Jul 1, 2006

Happy Canada Day.

After consuming at IHOP for breakfast, I met up with Sigrid at the Starbucks at the mouth of Granville Island to take part in the Canada Day celebrations and the tail end of the Vancouver International Jazz Festival. Walking through the crowded marketplace, Sig and I were pleasantly overwhelmed with the varieties of fresh meats, dairy, vegetables, fruits, and seafood, and the overall vibrancy of the marketplace.

Granville Island is, in many ways, like Seattle's Pike Place Market. But unlike Pike Place Market, Granville Island offer much more than just fresh seafood, as we've got a prevalent art community. In addition to the Emily Carr Institute of Art + Design school right on the island, there are art merchants like Opus frames and art supplies, and a purveyor of the fine art of beer-making: the Granville Island micro-brewery, where they give tours for the public.

Coming off the cute rainbow coloured False Creek ferry, Damien, his acquaintance, John, and Amy joined Sig and I for dinner at the Granville Island Backstage Lounge, where we had spent the rest of the evening socialising. The dried ribs I had ordered was awful, so I mooched on the nachos John ordered for all of us. Jen joined us after bussing up from her bakery and dropping off a bag full of artisan bread at the Union Gospel in downtown.

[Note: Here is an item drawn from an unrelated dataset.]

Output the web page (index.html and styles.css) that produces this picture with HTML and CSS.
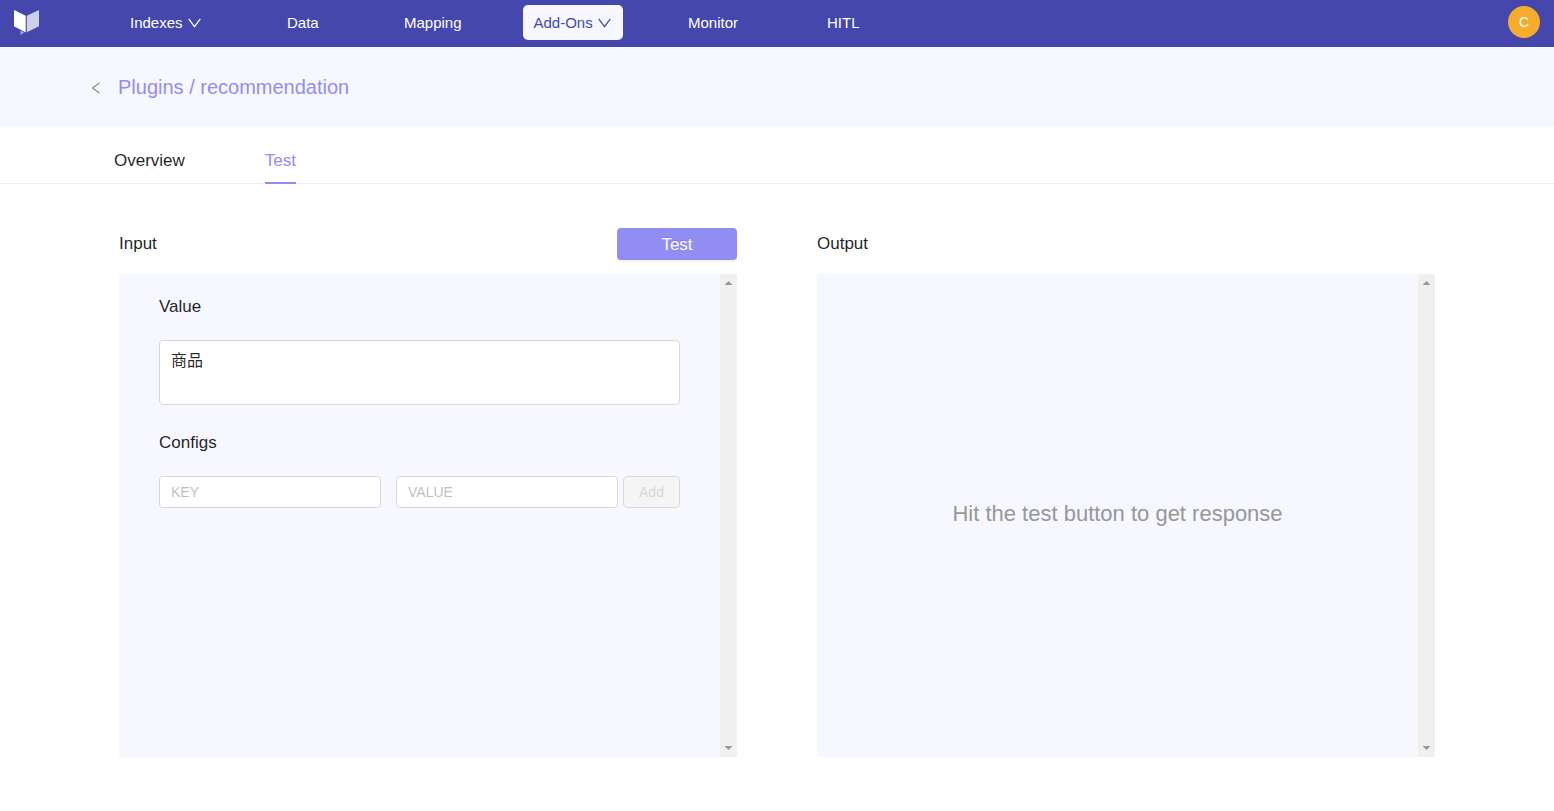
FILE: index.html
```html
<!DOCTYPE html>
<html lang="en">
<head>
<meta charset="utf-8">
<title>Plugins / recommendation</title>
<link rel="stylesheet" href="styles.css">
</head>
<body>
<header class="topbar">
  <svg class="logo" width="28" height="28" viewBox="0 0 28 28">
    <path d="M1 1 L12.7 6.8 V23.5 L1 17.3 Z" fill="#fff"/>
    <path d="M13.8 6.8 L26 1 V17.3 L13.8 23.3 Z" fill="#cfd0ec"/>
    <path d="M7.5 21.8 L11.2 23.6 L7.5 26 Z" fill="#a9abdc"/>
  </svg>
  <nav class="nav">
    <a class="nav-item">Indexes<svg class="caret" width="13" height="10" viewBox="0 0 13 10"><path d="M.7 .8 L6.5 8.7 L12.3 .8"/></svg></a>
    <a class="nav-item">Data</a>
    <a class="nav-item">Mapping</a>
    <a class="nav-item nav-active">Add-Ons<svg class="caret" width="13" height="10" viewBox="0 0 13 10"><path d="M.7 .8 L6.5 8.7 L12.3 .8"/></svg></a>
    <a class="nav-item">Monitor</a>
    <a class="nav-item">HITL</a>
  </nav>
  <div class="avatar">C</div>
</header>
<div class="page-head">
  <svg class="back" width="10" height="12" viewBox="0 0 10 12"><path d="M8.5 .9 L1.4 6 L8.5 11.1"/></svg>
  <h1 class="title">Plugins / recommendation</h1>
</div>
<div class="tabs">
  <a class="tab">Overview</a>
  <a class="tab tab-active">Test</a>
</div>
<main class="columns">
  <section class="column">
    <div class="column-head"><span>Input</span><button class="run">Test</button></div>
    <div class="panel">
      <form class="form">
        <label class="label" for="value">Value</label>
        <textarea class="field area" id="value">商品</textarea>
        <div class="label label-configs">Configs</div>
        <div class="config-row">
          <input class="field key" placeholder="KEY">
          <input class="field" placeholder="VALUE">
          <button class="add" disabled>Add</button>
        </div>
      </form>
      <div class="track"><i class="arrow up"></i><i class="arrow down"></i></div>
    </div>
  </section>
  <section class="column">
    <div class="column-head"><span>Output</span></div>
    <div class="panel">
      <div class="empty">Hit the test button to get response</div>
      <div class="track"><i class="arrow up"></i><i class="arrow down"></i></div>
    </div>
  </section>
</main>
</body>
</html>
```
FILE: styles.css
```css
* { box-sizing: border-box; }
body {
  margin: 0;
  height: 811px;
  overflow: hidden;
  background: #fff;
  color: rgba(0, 0, 0, .88);
  font: 17px/24px "Liberation Sans", Arial, "Noto Sans CJK SC", sans-serif;
}
.topbar {
  display: flex;
  height: 47px;
  padding-left: 13px;
  padding-right: 14px;
  background: #4547ad;
}
.logo { margin-top: 9px; }
.nav {
  display: grid;
  grid-template-columns: 157px 117px 129px 155px 139px 60px;
  justify-items: start;
  margin-left: 79px;
  padding-top: 5px;
}
.nav-item {
  display: flex;
  align-items: center;
  height: 35px;
  padding: 0 10px;
  border-radius: 5px;
  color: #fff;
  font-size: 15px;
}
.nav-active { width: 100px; padding-left: 10.5px; background: #f7f7ff; color: #4547ad; }
.caret, .back { fill: none; stroke: currentColor; stroke-width: 1.2; }
.caret { flex: none; margin-left: 5px; margin-top: 1px; }
.avatar {
  width: 32px;
  height: 32px;
  margin: 6px 0 0 auto;
  border-radius: 50%;
  background: #f6ad2d;
  color: #fff;
  font-size: 14px;
  line-height: 32px;
  text-align: center;
}
.page-head {
  display: flex;
  align-items: center;
  height: 80px;
  padding-left: 91px;
  background: #f7f7ff;
}
.back { margin-top: 2px; color: #8c8c8c; }
.title { margin: 0 0 0 17px; color: #918df3; font-size: 20px; font-weight: 400; }
.tabs {
  display: flex;
  gap: 80px;
  height: 57px;
  padding-left: 114px;
  border-bottom: 1px solid #f0f0f0;
}
.tab { height: 57px; padding-top: 22px; }
.tab-active { border-bottom: 2px solid #918df3; color: #918df3; }
.columns { display: flex; gap: 80px; padding: 44px 119px 0; }
.column { width: 618px; }
.column-head {
  display: flex;
  justify-content: space-between;
  height: 46px;
  line-height: 31px;
}
.run {
  width: 120px;
  height: 32px;
  padding: 1px 0 0;
  border: 0;
  border-radius: 4px;
  background: #918df3;
  box-shadow: 0 2px 0 rgba(0, 0, 0, .045);
  color: #fff;
  font: 17px/31px "Liberation Sans", Arial, sans-serif;
  text-shadow: 0 -1px 0 rgba(0, 0, 0, .12);
}
.panel { display: flex; height: 483px; background: #f7f7ff; }
.form { flex: 1; padding: 21px 40px 0; }
.label { display: block; height: 24px; }
.field {
  display: block;
  width: 222px;
  height: 32px;
  margin: 0;
  padding: 4px 11px;
  border: 1px solid #d9d9d9;
  border-radius: 4px;
  background: #fff;
  color: rgba(0, 0, 0, .85);
  font: 14px/22px "Liberation Sans", Arial, sans-serif;
}
.field::placeholder { color: #bfbfbf; }
.area {
  width: 521px;
  height: 65px;
  margin-top: 21px;
  padding: 8px 11px;
  overflow: hidden;
  font: 16px/24px "Liberation Sans", "Noto Sans CJK SC", sans-serif;
  resize: none;
}
.label-configs { margin-top: 26px; }
.config-row { display: flex; margin-top: 21px; }
.key { margin-right: 15px; }
.add {
  width: 57px;
  height: 32px;
  margin-left: 5px;
  padding: 0;
  border: 1px solid #d9d9d9;
  border-radius: 4px;
  background: #f5f5f5;
  color: #d5d5d5;
  font: 14px/22px "Liberation Sans", Arial, sans-serif;
}
.track {
  display: flex;
  flex-direction: column;
  align-items: center;
  justify-content: space-between;
  width: 17px;
  padding: 7px 0;
  background: #f0f0f0;
}
.arrow { width: 8px; height: 4px; background: #999; }
.up { clip-path: polygon(50% 0, 100% 100%, 0 100%); }
.down { clip-path: polygon(0 0, 100% 0, 50% 100%); }
.empty {
  display: flex;
  flex: 1;
  align-items: center;
  justify-content: center;
  padding-bottom: 4px;
  color: #979797;
  font-size: 22px;
}
```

Vancouver is a very boring city when it comes to celebrating Canada Day. Since the stabbing between a couple Surrey residences during the Canada Day fireworks at Canada Place several years ago, the city found that it was too costly to bring in extra law enforcement officers for crowd control, so they simply found it more convenient to cancel the fireworks instead. Jen and I walked across the Burrard street bridge to join the crowd of hopefuls claiming sand and turf space along English Bay, but after asking a few people along the walkway, a representative at the Sylvia Hotel, and a police officer inside his cruiser, it was pretty clear that nothing was going to happen.

Wanting to end Canada Day with a bang rather than a fizzle, Jen and I walked towards the Atlantic Trap and Gill for some pub music and drinks, meeting up with Damien and Sigrid along the way. And it's a good thing we did because "Three Row Barley", our local Celtic band, were performing! As soon as Jen heard celtic music from a block away, she made a mad dash inside to see who it was, and the rest of us followed her in. Alexander Keith's were on special too! Playing a few songs off their album, they ended the night with O' Canada, and everyone sung along strong and proud, hand to heart, to our national anthem.

Happy 139th Birthday Canada. Strong and free.